Now in its relation to bodies history may have the three following aspects, as far as anything more than a simple enumeration comes into account. Firstly, it may relate to one and the same body, the term body again to be understood popularly. So it is when the individual history of the organism is traced from the egg to the adult, or when the history of a cloud or of an island or of a volcano is written. Secondly, the subject-matter of history may be formed by the single units of a consecutive series of bodies following each other periodically. To this variety of history the discoveries of Mendel and his followers would belong in the strictest sense, but so does our hypothetical phylogeny and a great part of the history of mankind. And lastly, there is a rather complicated kind of sequence of which the “history” has actually been written. History can refer to bodies which are in no direct relation with one another, but which are each the effect of another body that belongs to a consecutive series of body-units showing periodicity. This sounds rather complicated; but it is only the strict expression of what is perfectly familiar to you all. Our sentence indeed is simply part of the definition of a history of art or of literature for instance—or, say, of a phylogenetic history of the nests of birds. The single pictures are the subjects of the history of art, and nobody would deny that these pictures are the effects of their painters, and that the painters are individuals of mankind—that is, that they are bodies belonging to a consecutive series of body-units showing periodicity. Of course, it is only improperly that we speak of a history of pictures or of books or of nests. In fact, we are dealing with painters, and with men of letters or of science, and with certain birds, and therefore the third type of history may be reduced to the second. But it was not without value to pursue our logical discrimination as far as possible.

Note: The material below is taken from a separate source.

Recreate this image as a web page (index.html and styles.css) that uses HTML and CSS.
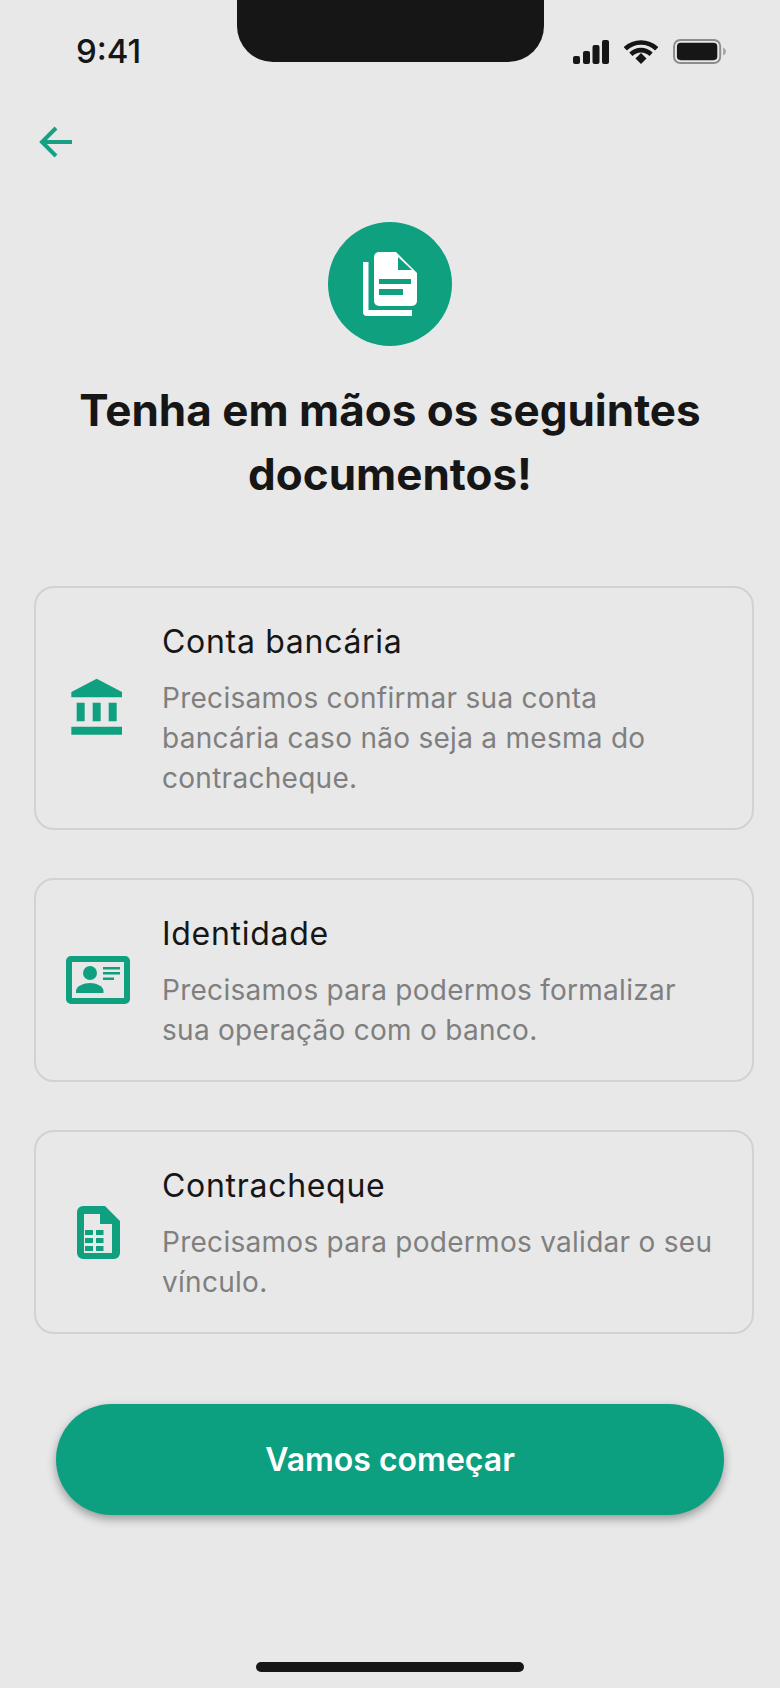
FILE: index.html
```html
<!DOCTYPE html>
<html lang="pt-BR">
<head>
    <meta charset="UTF-8">
    <meta name="viewport" content="width=device-width, initial-scale=1.0">
    <title>Documentos</title>
    <link rel="stylesheet" href="styles.css">
</head>
<body>
    <div id="screen">
        <div class="status-bar">
            <span class="time">9:41</span>
            <div class="notch"></div>
            <div class="status-icons">
                <svg width="36" height="24" viewBox="0 0 36 24"><rect x="0" y="16" width="7" height="8" rx="2"/><rect x="10" y="11" width="7" height="13" rx="2"/><rect x="19.500" y="5" width="7" height="19" rx="2"/><rect x="29" y="0" width="7" height="24" rx="2"/></svg>
                <svg width="34" height="24" viewBox="0 0 36 26"><path d="M1 9.500C10.500 .5 25.500 .5 35 9.500" class="wave"/><path d="M7 15.500C13.500 9.500 22.500 9.500 29 15.500" class="wave"/><path d="M12 20l6-6 6 6-6 6z"/></svg>
                <svg width="54" height="25" viewBox="0 0 56 26"><rect x="1" y="1" width="48" height="24" rx="6.500" class="battery-case"/><rect x="4" y="4" width="42" height="18" rx="4"/><path d="M52 9c2 .5 3 2 3 4s-1 3.500-3 4z" class="battery-cap"/></svg>
            </div>
        </div>

        <div class="back">
            <svg width="34" height="32" viewBox="0 0 34 32"><path d="M33 16H3M17 2L3 16l14 14"/></svg>
        </div>

        <div class="doc-badge">
            <svg width="54" height="64" viewBox="0 0 54 64"><path d="M0 10h5.500v48H49v6H4a4 4 0 0 1-4-4z"/><path d="M16 0h17l21 21v28a5 5 0 0 1-5 5H16a5 5 0 0 1-5-5V5a5 5 0 0 1 5-5z"/><path class="cut" d="M35 5v13h14z"/><rect class="cut" x="16" y="27" width="32" height="5"/><rect class="cut" x="16" y="37" width="24" height="6"/></svg>
        </div>

        <h1>Tenha em mãos os seguintes documentos!</h1>

        <ul class="doc-list">
            <li class="doc-card">
                <div class="doc-icon">
                    <svg width="64" height="64" viewBox="0 0 24 24"><path d="M4 10v7h3v-7H4zm6 0v7h3v-7h-3zM2 22h19v-3H2v3zm14-12v7h3v-7h-3zm-4.500-9L2 6v2h19V6l-9.500-5z"/></svg>
                </div>
                <div class="doc-text">
                    <strong>Conta bancária</strong>
                    <p>Precisamos confirmar sua conta bancária caso não seja a mesma do contracheque.</p>
                </div>
            </li>
            <li class="doc-card">
                <div class="doc-icon">
                    <svg width="64" height="48" viewBox="0 0 64 48"><path fill-rule="evenodd" d="M5 0h54a5 5 0 0 1 5 5v38a5 5 0 0 1-5 5H5a5 5 0 0 1-5-5V5a5 5 0 0 1 5-5zm1 6v36h52V6z"/><circle cx="24" cy="17" r="7"/><path d="M10 37v-2c0-5 8-8 14-8s13.500 3 13.500 8v2z"/><rect x="37" y="11" width="17" height="2.500"/><rect x="37" y="16" width="17" height="2.500"/><rect x="37" y="21.500" width="11" height="2.500"/></svg>
                </div>
                <div class="doc-text">
                    <strong>Identidade</strong>
                    <p>Precisamos para podermos formalizar sua operação com o banco.</p>
                </div>
            </li>
            <li class="doc-card">
                <div class="doc-icon">
                    <svg width="43" height="53" viewBox="0 0 43 53"><path fill-rule="evenodd" d="M6 0h22l15 15v32a6 6 0 0 1-6 6H6a6 6 0 0 1-6-6V6a6 6 0 0 1 6-6zm1 8v39h28V18H23V8z"/><rect x="8" y="24" width="8" height="5"/><rect x="19" y="24" width="7.500" height="5"/><rect x="8" y="32" width="8" height="5"/><rect x="19" y="32" width="7.500" height="5"/><rect x="8" y="40" width="8" height="5"/><rect x="19" y="40" width="7.500" height="5"/></svg>
                </div>
                <div class="doc-text">
                    <strong>Contracheque</strong>
                    <p>Precisamos para podermos validar o seu vínculo.</p>
                </div>
            </li>
        </ul>

        <button type="button" class="start-btn">Vamos começar</button>

        <div class="home-bar"></div>
    </div>
</body>
</html>
```
FILE: styles.css
```css
* {
    box-sizing: border-box;
}

body {
    margin: 0;
    background-color: #e8e8e8;
    font-family: Inter, 'Liberation Sans', sans-serif;
}

#screen {
    display: flex;
    flex-direction: column;
    height: 1688px;
    overflow: hidden;
}

.status-bar {
    display: grid;
    grid-template-columns: 161px 307px 1fr;
    align-items: start;
    height: 62px;
    padding: 0 53px 0 76px;
}

.time {
    margin-top: 32px;
    font-size: 33px;
    line-height: 38px;
    font-weight: 500;
    color: #161616;
}

.notch {
    height: 62px;
    background-color: #161616;
    border-radius: 0 0 36px 36px;
}

.status-icons {
    display: flex;
    justify-content: flex-end;
    align-items: flex-end;
    gap: 15px;
    margin-top: 38px;
    height: 26px;
}

.status-icons svg {
    fill: #161616;
}

.wave {
    fill: none;
    stroke: #161616;
    stroke-width: 5;
}

.battery-case {
    fill: none;
    stroke: #8c8c8c;
    stroke-width: 2;
}

.battery-cap {
    fill: #a5a5a5;
}

.back {
    margin: 64px 0 0 39px;
    height: 32px;
}

.back svg {
    display: block;
    fill: none;
    stroke: #17a084;
    stroke-width: 4;
}

.doc-badge {
    display: flex;
    justify-content: center;
    align-items: center;
    align-self: center;
    width: 124px;
    height: 124px;
    margin-top: 64px;
    background-color: #0fa080;
    border-radius: 50%;
}

.doc-badge svg {
    fill: #fff;
}

.doc-badge .cut {
    fill: #0fa080;
}

h1 {
    margin: 32px 70px 0;
    font-size: 44px;
    line-height: 64px;
    font-weight: 700;
    text-align: center;
    color: #161616;
}

.doc-list {
    display: flex;
    flex-direction: column;
    gap: 48px;
    list-style: none;
    margin: 80px 26px 0 34px;
    padding: 0;
}

.doc-card {
    display: flex;
    align-items: center;
    padding: 34px 36px 30px 30px;
    border: 2px solid #d2d2d2;
    border-radius: 20px;
}

.doc-icon {
    display: flex;
    justify-content: center;
    flex: none;
    width: 64px;
    margin: 0 32px 4px 0;
}

.doc-icon svg {
    fill: #0fa080;
}

.doc-text strong {
    display: block;
    font-size: 32px;
    line-height: 40px;
    font-weight: 400;
    letter-spacing: 0.7px;
    color: #161616;
}

.doc-text p {
    margin: 16px 0 0;
    font-size: 28px;
    line-height: 40px;
    letter-spacing: 0.28px;
    color: #7f7f7f;
}

.start-btn {
    align-self: flex-start;
    width: 668px;
    height: 111px;
    margin: 70px 0 0 56px;
    background-color: #0ca081;
    color: #fff;
    border: none;
    border-radius: 56px;
    font-family: inherit;
    font-size: 32px;
    font-weight: 600;
    box-shadow: 0 4px 10px rgba(0, 0, 0, 0.35);
}

.home-bar {
    align-self: center;
    width: 268px;
    height: 10px;
    margin-top: auto;
    margin-bottom: 16px;
    background-color: #161616;
    border-radius: 5px;
}
```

So far we have always spoken of history as being more than a mere enumeration, but we have not ascertained what this “more” signifies. It is not very difficult to do so: in fact, there are three different types of history, each of a different degree of importance with respect to the understanding of reality.

In the first place, history may start as a mere enumeration at the beginning, and at the end, in spite of all further endeavour, may remain that and nothing more. That may occur in the first as well as in the second group of our division of history with regard to its relation to bodies. Take a cloud and describe its history from the beginning to the end: there would never be much more than pure description. Or take one pair of dogs and describe them and their offspring for four generations or more: I doubt if you will get beyond mere descriptions in this case either. The only step beyond a mere enumeration which we can be said to have advanced in these instances, consists in the conviction, gained at the end of the analysis, that nothing more than such an enumeration is in any way possible.